* Collected data *
Start

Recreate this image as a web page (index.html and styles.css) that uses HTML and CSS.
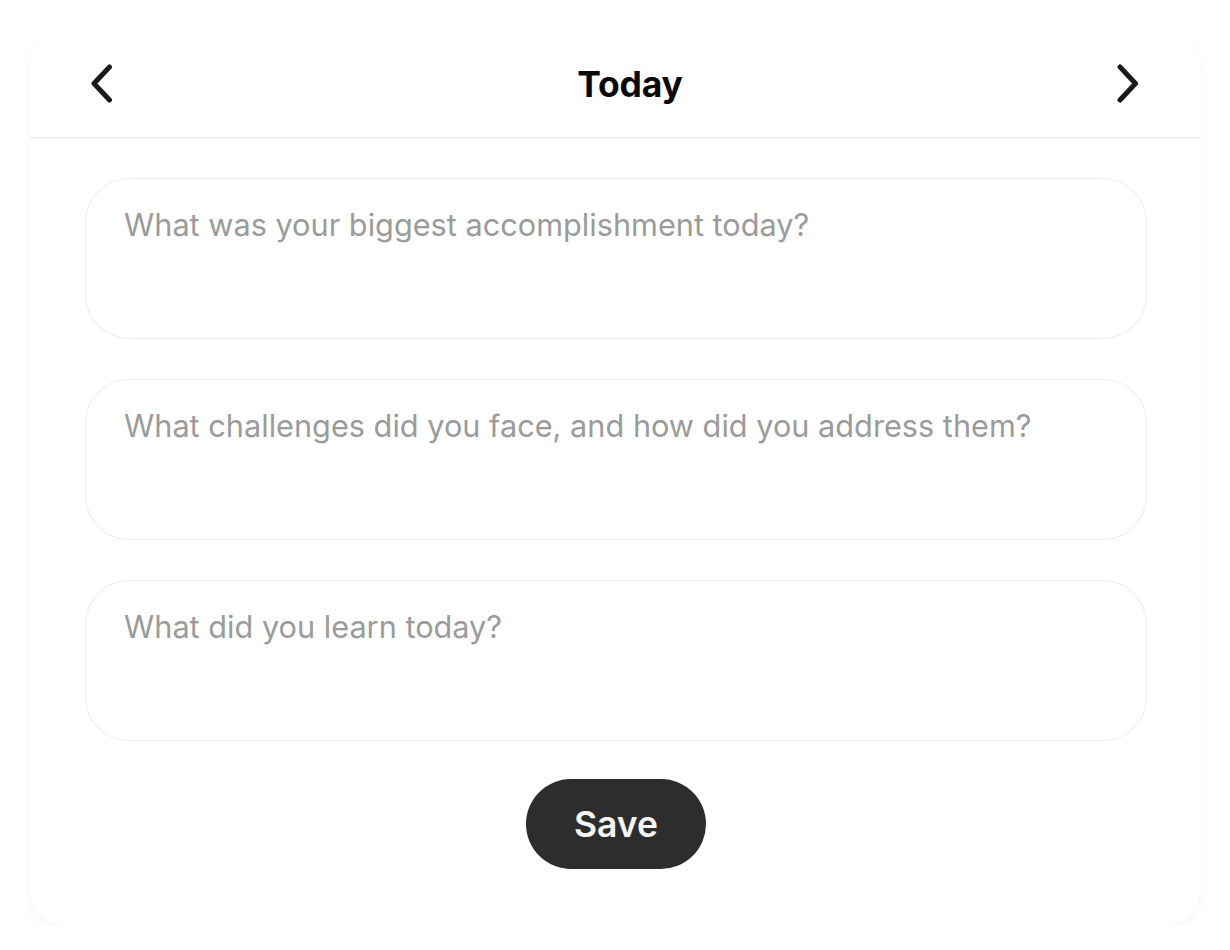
FILE: index.html
```html
<!DOCTYPE html>
<html lang="en">
<head>
<meta charset="utf-8">
<title>Today</title>
<link rel="stylesheet" href="styles.css">
</head>
<body>
<main class="card">
  <header class="card-header">
    <button class="nav-btn" aria-label="Previous day">
      <svg width="26" height="40" viewBox="0 0 26 40"><path d="M19.5 3 L4 19.5 L19.5 36" fill="none" stroke="#1a1a1a" stroke-width="5" stroke-linecap="round" stroke-linejoin="round"/></svg>
    </button>
    <h1 class="title">Today</h1>
    <button class="nav-btn" aria-label="Next day">
      <svg width="26" height="40" viewBox="0 0 26 40"><path d="M6 3 L21.5 19.5 L6 36" fill="none" stroke="#1a1a1a" stroke-width="5" stroke-linecap="round" stroke-linejoin="round"/></svg>
    </button>
  </header>
  <section class="body">
    <textarea class="entry" placeholder="What was your biggest accomplishment today?"></textarea>
    <textarea class="entry" placeholder="What challenges did you face, and how did you address them?"></textarea>
    <textarea class="entry" placeholder="What did you learn today?"></textarea>
    <button class="save">Save</button>
  </section>
</main>
</body>
</html>
```
FILE: styles.css
```css
html, body {
  margin: 0;
  padding: 0;
  background: #ffffff;
}
body {
  font-family: Inter, "Noto Sans", sans-serif;
  padding: 30px 30px 0 30px;
}
.card {
  width: 1170px;
  height: 895px;
  box-sizing: border-box;
  background: #ffffff;
  border-radius: 36px;
  box-shadow: 0 6px 16px rgba(0, 0, 0, 0.035);
  display: flex;
  flex-direction: column;
}
.card-header {
  height: 109px;
  box-sizing: border-box;
  border-bottom: 2px solid #f0f0f0;
  display: flex;
  align-items: center;
  justify-content: space-between;
  padding: 1px 58px 0 58px;
}
.nav-btn {
  background: none;
  border: none;
  padding: 0;
  width: 30px;
  height: 40px;
  display: flex;
  align-items: center;
  justify-content: center;
  cursor: pointer;
}
.title {
  margin: 0 0 0 30px;
  font-size: 35.5px;
  font-weight: 700;
  color: #0a0a0a;
  letter-spacing: -0.2px;
}
.body {
  display: flex;
  flex-direction: column;
  align-items: center;
  padding: 39px 53px 0 55px;
  gap: 40px;
}
.entry {
  display: block;
  width: 100%;
  height: 161px;
  box-sizing: border-box;
  border: 1.5px solid #ececec;
  border-radius: 44px;
  padding: 27px 38px;
  font-family: Inter, "Noto Sans", sans-serif;
  font-size: 30.7px;
  color: #333;
  background: #fff;
  resize: none;
  outline: none;
}
.entry::placeholder {
  color: #9b9b9b;
}
.save {
  width: 180px;
  height: 90px;
  border: none;
  border-radius: 45px;
  background: #2d2d2d;
  color: #f5f5f5;
  font-family: Inter, "Noto Sans", sans-serif;
  font-size: 35.5px;
  font-weight: 600;
  cursor: pointer;
  margin-top: -2px;
}
```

End

* Written task *
Reproduce the material in full, word for word, and omit the pictures.

* Result below *
Recreate this image as a web page (index.html and styles.css) that uses HTML and CSS.
FILE: index.html
```html
<!DOCTYPE html>
<html lang="en">
<head>
<meta charset="utf-8">
<title>Today</title>
<link rel="stylesheet" href="styles.css">
</head>
<body>
<main class="card">
  <header class="card-header">
    <button class="nav-btn" aria-label="Previous day">
      <svg width="26" height="40" viewBox="0 0 26 40"><path d="M19.5 3 L4 19.5 L19.5 36" fill="none" stroke="#1a1a1a" stroke-width="5" stroke-linecap="round" stroke-linejoin="round"/></svg>
    </button>
    <h1 class="title">Today</h1>
    <button class="nav-btn" aria-label="Next day">
      <svg width="26" height="40" viewBox="0 0 26 40"><path d="M6 3 L21.5 19.5 L6 36" fill="none" stroke="#1a1a1a" stroke-width="5" stroke-linecap="round" stroke-linejoin="round"/></svg>
    </button>
  </header>
  <section class="body">
    <textarea class="entry" placeholder="What was your biggest accomplishment today?"></textarea>
    <textarea class="entry" placeholder="What challenges did you face, and how did you address them?"></textarea>
    <textarea class="entry" placeholder="What did you learn today?"></textarea>
    <button class="save">Save</button>
  </section>
</main>
</body>
</html>
```
FILE: styles.css
```css
html, body {
  margin: 0;
  padding: 0;
  background: #ffffff;
}
body {
  font-family: Inter, "Noto Sans", sans-serif;
  padding: 30px 30px 0 30px;
}
.card {
  width: 1170px;
  height: 895px;
  box-sizing: border-box;
  background: #ffffff;
  border-radius: 36px;
  box-shadow: 0 6px 16px rgba(0, 0, 0, 0.035);
  display: flex;
  flex-direction: column;
}
.card-header {
  height: 109px;
  box-sizing: border-box;
  border-bottom: 2px solid #f0f0f0;
  display: flex;
  align-items: center;
  justify-content: space-between;
  padding: 1px 58px 0 58px;
}
.nav-btn {
  background: none;
  border: none;
  padding: 0;
  width: 30px;
  height: 40px;
  display: flex;
  align-items: center;
  justify-content: center;
  cursor: pointer;
}
.title {
  margin: 0 0 0 30px;
  font-size: 35.5px;
  font-weight: 700;
  color: #0a0a0a;
  letter-spacing: -0.2px;
}
.body {
  display: flex;
  flex-direction: column;
  align-items: center;
  padding: 39px 53px 0 55px;
  gap: 40px;
}
.entry {
  display: block;
  width: 100%;
  height: 161px;
  box-sizing: border-box;
  border: 1.5px solid #ececec;
  border-radius: 44px;
  padding: 27px 38px;
  font-family: Inter, "Noto Sans", sans-serif;
  font-size: 30.7px;
  color: #333;
  background: #fff;
  resize: none;
  outline: none;
}
.entry::placeholder {
  color: #9b9b9b;
}
.save {
  width: 180px;
  height: 90px;
  border: none;
  border-radius: 45px;
  background: #2d2d2d;
  color: #f5f5f5;
  font-family: Inter, "Noto Sans", sans-serif;
  font-size: 35.5px;
  font-weight: 600;
  cursor: pointer;
  margin-top: -2px;
}
```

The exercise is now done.